* **Extracted information**:
————————

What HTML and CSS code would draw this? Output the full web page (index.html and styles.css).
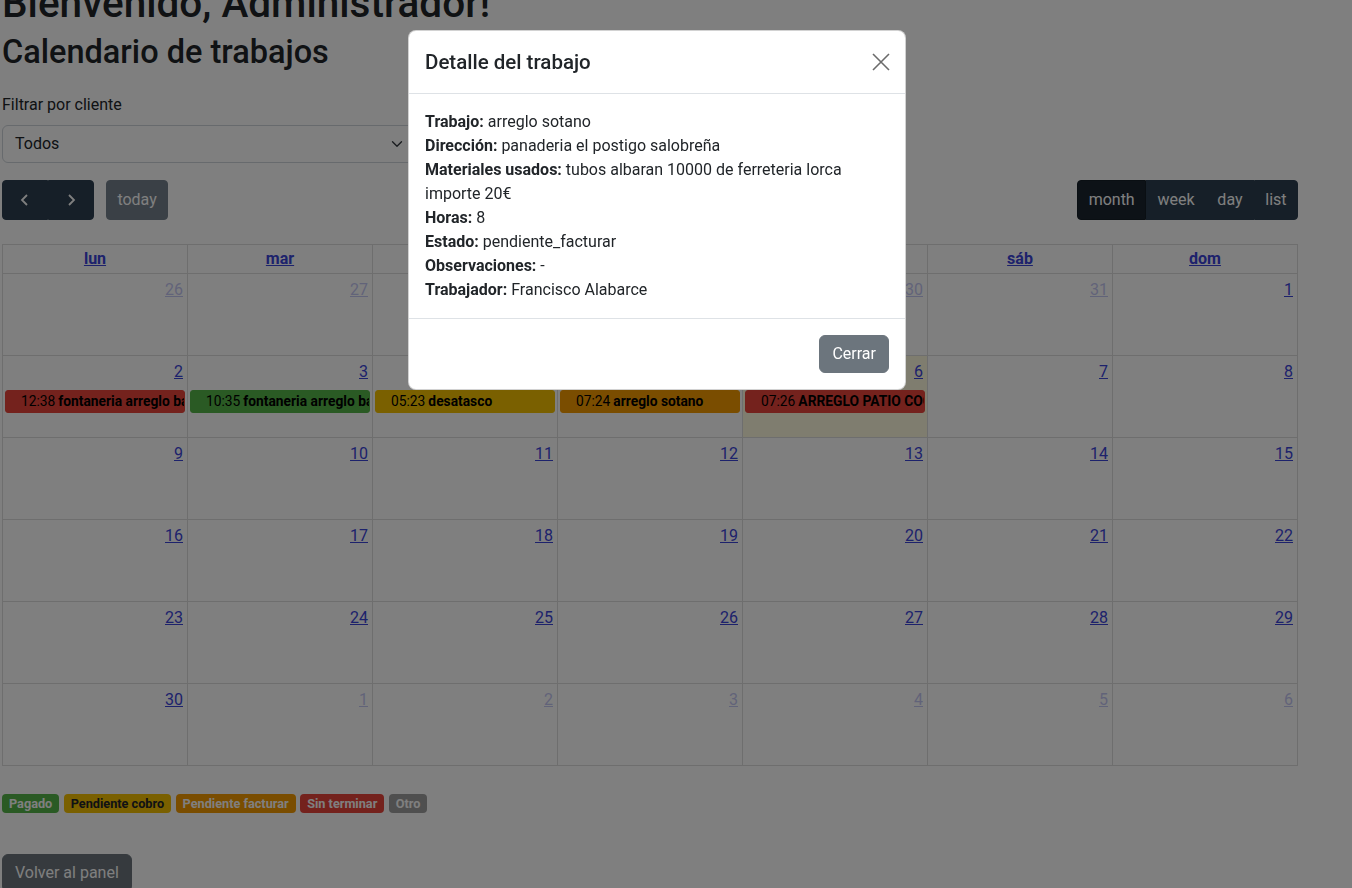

————————

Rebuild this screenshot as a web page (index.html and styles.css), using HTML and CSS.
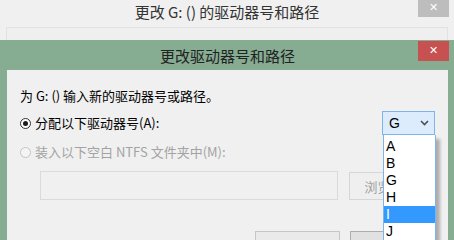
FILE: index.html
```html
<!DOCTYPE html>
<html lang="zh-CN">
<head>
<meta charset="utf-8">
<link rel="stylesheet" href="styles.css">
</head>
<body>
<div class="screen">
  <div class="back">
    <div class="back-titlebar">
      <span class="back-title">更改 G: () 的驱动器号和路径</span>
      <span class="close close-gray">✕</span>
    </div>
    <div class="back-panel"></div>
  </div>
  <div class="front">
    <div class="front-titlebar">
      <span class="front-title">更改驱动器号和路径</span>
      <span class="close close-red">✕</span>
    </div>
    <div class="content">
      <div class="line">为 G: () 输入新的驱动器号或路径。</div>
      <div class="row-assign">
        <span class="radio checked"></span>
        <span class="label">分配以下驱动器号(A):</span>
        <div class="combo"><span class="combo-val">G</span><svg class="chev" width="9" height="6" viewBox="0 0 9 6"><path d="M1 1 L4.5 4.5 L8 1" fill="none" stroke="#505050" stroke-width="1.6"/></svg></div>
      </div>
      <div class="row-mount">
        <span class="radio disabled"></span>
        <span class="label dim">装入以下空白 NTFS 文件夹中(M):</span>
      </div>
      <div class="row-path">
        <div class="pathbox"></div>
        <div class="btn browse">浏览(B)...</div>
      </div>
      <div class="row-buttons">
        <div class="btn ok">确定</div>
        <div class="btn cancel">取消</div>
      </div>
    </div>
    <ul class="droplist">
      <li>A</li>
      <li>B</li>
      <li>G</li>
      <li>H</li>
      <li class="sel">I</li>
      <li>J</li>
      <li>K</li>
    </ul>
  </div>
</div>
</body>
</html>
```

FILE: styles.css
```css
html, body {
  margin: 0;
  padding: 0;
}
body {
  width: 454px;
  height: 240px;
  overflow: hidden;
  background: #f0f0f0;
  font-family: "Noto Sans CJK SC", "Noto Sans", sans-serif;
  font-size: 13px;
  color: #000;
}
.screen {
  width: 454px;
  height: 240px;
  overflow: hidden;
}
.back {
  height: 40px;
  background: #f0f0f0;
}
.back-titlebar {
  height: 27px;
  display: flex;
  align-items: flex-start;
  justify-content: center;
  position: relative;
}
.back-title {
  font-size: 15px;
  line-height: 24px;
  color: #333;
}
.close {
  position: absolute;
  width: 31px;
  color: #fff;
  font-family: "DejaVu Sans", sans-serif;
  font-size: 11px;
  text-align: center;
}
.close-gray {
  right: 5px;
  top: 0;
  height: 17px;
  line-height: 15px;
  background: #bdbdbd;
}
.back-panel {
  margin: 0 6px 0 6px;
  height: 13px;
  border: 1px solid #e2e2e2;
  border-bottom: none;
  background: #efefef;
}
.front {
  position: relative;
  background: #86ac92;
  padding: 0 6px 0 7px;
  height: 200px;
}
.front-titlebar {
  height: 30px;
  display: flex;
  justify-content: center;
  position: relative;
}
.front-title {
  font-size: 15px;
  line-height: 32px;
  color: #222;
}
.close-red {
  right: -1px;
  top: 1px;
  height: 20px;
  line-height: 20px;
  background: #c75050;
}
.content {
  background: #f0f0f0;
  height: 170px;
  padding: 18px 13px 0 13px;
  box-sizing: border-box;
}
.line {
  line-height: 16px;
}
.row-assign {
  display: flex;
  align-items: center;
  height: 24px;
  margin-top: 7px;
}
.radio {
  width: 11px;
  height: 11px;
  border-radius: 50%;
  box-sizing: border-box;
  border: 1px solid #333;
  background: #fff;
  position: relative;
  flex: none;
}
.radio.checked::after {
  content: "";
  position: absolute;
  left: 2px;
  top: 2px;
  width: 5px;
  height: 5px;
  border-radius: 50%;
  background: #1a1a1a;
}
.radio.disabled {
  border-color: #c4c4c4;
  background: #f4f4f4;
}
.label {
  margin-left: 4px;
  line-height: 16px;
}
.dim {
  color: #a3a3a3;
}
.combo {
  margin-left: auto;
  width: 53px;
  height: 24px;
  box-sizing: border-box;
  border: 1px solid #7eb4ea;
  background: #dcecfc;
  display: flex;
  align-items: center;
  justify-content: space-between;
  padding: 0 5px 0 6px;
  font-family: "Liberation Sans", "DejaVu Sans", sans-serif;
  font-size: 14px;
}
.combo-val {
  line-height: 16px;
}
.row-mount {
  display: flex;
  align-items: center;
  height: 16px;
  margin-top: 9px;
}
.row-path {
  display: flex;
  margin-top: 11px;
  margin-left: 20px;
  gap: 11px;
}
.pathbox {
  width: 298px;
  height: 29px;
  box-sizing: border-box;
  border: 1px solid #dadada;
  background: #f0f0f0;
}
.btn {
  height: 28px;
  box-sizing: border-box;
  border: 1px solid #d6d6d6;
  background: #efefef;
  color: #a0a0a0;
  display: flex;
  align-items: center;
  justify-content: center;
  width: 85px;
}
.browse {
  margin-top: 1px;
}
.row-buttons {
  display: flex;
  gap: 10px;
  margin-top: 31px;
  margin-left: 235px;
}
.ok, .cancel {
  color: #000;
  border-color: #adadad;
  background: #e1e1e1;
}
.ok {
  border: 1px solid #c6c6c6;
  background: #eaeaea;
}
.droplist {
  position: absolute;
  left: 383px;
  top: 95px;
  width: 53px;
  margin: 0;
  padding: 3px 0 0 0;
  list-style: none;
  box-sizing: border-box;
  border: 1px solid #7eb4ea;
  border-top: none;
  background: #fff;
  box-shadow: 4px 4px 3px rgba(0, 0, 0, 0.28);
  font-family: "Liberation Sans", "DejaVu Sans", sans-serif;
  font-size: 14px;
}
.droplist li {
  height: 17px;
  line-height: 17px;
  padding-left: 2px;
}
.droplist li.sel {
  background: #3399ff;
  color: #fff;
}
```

————————

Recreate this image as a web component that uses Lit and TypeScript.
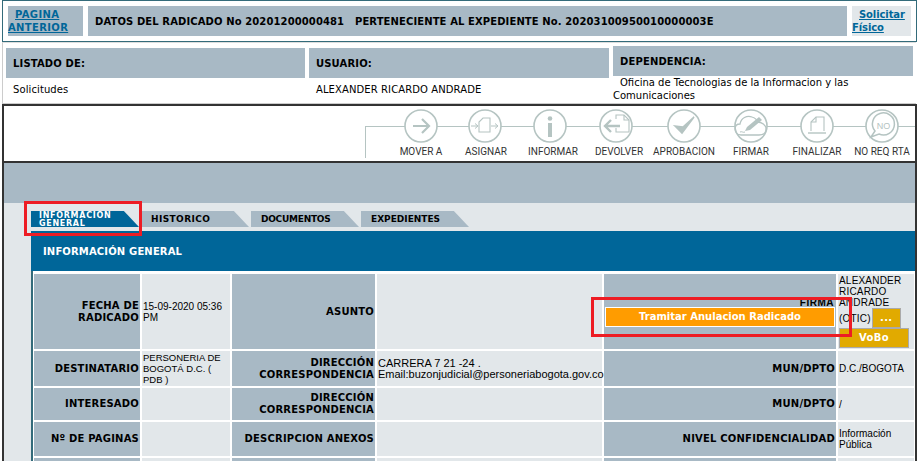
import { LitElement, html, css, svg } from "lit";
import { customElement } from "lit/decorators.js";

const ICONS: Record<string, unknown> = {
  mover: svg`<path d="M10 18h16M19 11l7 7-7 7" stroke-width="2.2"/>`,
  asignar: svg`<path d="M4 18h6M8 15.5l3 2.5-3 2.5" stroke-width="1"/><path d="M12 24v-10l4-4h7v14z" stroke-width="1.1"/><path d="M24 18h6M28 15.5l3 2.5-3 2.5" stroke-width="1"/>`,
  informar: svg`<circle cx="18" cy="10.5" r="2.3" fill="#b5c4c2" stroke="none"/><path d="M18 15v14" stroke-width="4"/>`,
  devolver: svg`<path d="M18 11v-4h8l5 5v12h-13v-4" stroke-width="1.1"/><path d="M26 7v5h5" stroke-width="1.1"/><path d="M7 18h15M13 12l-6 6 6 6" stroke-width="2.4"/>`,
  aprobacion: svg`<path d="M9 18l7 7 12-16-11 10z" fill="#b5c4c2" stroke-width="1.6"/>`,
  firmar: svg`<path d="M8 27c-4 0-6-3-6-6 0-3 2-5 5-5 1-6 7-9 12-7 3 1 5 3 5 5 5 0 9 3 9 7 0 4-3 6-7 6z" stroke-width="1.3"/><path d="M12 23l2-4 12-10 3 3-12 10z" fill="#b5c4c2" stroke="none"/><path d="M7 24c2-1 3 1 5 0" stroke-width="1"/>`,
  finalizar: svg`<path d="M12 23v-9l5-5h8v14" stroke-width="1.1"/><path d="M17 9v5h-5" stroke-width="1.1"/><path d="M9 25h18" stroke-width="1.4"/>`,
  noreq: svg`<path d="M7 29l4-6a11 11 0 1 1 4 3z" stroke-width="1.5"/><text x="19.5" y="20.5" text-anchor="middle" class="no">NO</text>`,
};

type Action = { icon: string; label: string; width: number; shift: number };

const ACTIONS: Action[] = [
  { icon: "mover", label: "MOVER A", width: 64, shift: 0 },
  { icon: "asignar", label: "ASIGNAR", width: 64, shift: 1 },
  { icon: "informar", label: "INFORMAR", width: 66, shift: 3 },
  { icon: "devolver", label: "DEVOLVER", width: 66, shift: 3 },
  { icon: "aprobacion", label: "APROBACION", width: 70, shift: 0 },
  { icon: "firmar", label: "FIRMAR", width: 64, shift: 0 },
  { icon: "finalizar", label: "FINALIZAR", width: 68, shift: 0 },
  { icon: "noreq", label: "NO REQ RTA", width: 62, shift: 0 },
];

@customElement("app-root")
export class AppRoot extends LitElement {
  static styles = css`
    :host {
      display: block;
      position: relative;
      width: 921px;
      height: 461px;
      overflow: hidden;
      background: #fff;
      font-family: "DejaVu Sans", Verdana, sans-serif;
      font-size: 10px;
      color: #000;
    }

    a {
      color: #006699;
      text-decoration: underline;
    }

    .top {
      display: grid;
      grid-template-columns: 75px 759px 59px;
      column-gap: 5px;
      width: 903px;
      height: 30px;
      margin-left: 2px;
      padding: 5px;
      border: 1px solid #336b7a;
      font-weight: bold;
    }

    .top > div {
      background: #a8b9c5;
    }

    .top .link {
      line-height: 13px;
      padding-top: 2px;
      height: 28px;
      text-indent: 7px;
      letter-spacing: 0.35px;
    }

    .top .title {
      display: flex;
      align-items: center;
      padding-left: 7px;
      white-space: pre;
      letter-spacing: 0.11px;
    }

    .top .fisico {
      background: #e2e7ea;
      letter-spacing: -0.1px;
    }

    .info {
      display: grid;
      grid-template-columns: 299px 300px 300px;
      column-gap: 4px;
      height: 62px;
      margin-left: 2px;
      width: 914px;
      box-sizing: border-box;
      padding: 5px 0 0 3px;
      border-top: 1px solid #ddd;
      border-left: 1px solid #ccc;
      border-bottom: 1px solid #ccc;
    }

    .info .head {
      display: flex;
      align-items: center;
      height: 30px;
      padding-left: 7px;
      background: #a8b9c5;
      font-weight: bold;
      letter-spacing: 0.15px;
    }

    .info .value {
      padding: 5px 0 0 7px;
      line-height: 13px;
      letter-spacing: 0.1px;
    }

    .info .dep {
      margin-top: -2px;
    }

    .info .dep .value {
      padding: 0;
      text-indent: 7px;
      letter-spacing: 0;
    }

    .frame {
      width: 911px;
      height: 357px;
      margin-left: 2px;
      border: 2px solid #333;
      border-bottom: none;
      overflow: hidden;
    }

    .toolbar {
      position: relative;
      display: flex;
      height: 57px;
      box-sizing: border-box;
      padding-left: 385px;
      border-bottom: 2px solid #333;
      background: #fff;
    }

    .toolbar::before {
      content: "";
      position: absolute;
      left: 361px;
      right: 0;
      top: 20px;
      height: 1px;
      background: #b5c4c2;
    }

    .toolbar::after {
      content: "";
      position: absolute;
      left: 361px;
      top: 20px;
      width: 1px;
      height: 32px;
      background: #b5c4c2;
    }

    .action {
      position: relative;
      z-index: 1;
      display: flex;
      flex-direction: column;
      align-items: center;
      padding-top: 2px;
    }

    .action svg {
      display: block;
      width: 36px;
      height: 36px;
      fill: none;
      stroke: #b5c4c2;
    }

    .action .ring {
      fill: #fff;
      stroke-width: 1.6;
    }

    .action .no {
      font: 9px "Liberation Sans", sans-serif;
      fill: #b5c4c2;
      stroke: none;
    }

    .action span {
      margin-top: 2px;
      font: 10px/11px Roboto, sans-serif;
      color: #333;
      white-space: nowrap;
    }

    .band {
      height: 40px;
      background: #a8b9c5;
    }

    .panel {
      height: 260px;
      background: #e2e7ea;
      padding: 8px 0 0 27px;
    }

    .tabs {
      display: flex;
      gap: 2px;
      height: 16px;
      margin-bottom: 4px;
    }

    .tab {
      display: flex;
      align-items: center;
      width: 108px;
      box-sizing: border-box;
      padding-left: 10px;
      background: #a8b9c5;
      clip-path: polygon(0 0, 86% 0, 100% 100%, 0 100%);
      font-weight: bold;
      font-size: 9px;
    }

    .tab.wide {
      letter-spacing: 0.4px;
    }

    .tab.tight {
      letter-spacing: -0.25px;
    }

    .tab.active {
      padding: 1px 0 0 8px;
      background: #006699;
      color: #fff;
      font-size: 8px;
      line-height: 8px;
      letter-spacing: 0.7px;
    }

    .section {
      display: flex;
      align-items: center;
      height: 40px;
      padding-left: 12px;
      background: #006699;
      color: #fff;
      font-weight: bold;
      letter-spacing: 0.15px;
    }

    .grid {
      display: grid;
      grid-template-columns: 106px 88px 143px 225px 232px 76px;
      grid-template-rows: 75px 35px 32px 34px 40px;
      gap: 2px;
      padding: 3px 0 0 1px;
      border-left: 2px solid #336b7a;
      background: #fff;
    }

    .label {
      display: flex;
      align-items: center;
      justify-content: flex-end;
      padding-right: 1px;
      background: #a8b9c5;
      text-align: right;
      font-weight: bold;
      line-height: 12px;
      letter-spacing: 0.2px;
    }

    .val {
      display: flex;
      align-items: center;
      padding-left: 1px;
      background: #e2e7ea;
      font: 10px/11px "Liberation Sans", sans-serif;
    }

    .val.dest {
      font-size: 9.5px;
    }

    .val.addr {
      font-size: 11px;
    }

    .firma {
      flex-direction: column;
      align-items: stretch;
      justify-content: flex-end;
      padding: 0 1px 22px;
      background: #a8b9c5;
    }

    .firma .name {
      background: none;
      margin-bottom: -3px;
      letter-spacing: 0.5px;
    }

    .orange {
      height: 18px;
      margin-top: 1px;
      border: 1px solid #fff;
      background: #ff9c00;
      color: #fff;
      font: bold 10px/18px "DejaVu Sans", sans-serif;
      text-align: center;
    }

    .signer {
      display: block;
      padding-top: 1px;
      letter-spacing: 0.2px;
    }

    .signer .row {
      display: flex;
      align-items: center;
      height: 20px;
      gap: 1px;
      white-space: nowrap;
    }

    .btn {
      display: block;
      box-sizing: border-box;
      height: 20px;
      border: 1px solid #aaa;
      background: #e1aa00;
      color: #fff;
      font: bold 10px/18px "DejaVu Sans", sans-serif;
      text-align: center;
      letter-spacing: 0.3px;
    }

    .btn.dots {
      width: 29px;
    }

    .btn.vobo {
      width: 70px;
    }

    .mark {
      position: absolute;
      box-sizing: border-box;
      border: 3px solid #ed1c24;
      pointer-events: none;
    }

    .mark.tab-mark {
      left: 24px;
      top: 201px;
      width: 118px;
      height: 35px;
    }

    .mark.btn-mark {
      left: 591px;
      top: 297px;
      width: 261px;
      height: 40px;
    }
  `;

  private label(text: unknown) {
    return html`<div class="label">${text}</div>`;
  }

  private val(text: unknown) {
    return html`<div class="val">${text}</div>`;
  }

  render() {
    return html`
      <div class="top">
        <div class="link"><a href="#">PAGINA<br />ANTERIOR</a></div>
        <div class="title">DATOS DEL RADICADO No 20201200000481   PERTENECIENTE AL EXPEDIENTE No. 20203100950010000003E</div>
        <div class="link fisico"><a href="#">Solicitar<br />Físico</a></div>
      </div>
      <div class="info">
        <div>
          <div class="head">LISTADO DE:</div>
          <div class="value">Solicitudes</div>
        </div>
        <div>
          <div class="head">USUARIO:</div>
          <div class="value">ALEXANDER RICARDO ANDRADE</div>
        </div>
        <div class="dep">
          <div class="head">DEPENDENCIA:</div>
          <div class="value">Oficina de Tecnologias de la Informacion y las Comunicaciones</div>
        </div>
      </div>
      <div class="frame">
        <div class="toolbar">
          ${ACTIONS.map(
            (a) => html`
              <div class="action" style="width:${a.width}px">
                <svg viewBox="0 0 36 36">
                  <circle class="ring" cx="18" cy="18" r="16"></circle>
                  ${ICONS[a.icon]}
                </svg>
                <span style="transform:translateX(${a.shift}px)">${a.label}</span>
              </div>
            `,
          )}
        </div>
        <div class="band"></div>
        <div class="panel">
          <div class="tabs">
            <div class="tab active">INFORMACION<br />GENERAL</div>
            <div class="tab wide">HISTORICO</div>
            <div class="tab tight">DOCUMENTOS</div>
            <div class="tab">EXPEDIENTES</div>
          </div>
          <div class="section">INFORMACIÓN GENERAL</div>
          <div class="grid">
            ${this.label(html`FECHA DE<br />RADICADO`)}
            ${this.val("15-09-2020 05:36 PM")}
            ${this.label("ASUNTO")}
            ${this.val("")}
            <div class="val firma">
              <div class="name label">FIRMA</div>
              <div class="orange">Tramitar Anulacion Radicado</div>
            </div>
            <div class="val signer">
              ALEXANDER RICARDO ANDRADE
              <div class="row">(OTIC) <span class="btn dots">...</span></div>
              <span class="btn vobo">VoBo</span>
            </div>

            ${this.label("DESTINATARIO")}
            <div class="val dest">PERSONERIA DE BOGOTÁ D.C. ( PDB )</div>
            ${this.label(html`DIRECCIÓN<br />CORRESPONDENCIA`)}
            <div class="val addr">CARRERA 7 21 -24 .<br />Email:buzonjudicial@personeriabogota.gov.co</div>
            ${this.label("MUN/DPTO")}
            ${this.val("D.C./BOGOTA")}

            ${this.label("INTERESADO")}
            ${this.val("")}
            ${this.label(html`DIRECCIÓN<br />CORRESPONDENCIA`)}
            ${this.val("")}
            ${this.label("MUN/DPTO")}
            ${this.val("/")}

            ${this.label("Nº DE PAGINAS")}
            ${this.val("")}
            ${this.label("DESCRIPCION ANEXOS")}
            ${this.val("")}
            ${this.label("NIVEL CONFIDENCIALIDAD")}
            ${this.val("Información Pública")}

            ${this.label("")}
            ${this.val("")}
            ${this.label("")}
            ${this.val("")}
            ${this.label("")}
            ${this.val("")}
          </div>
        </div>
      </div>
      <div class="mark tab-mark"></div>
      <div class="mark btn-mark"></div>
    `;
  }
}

————————

* **Task goal**:
State how many lines hold the word "styles". The number is the whole answer.

* **Reply**:
5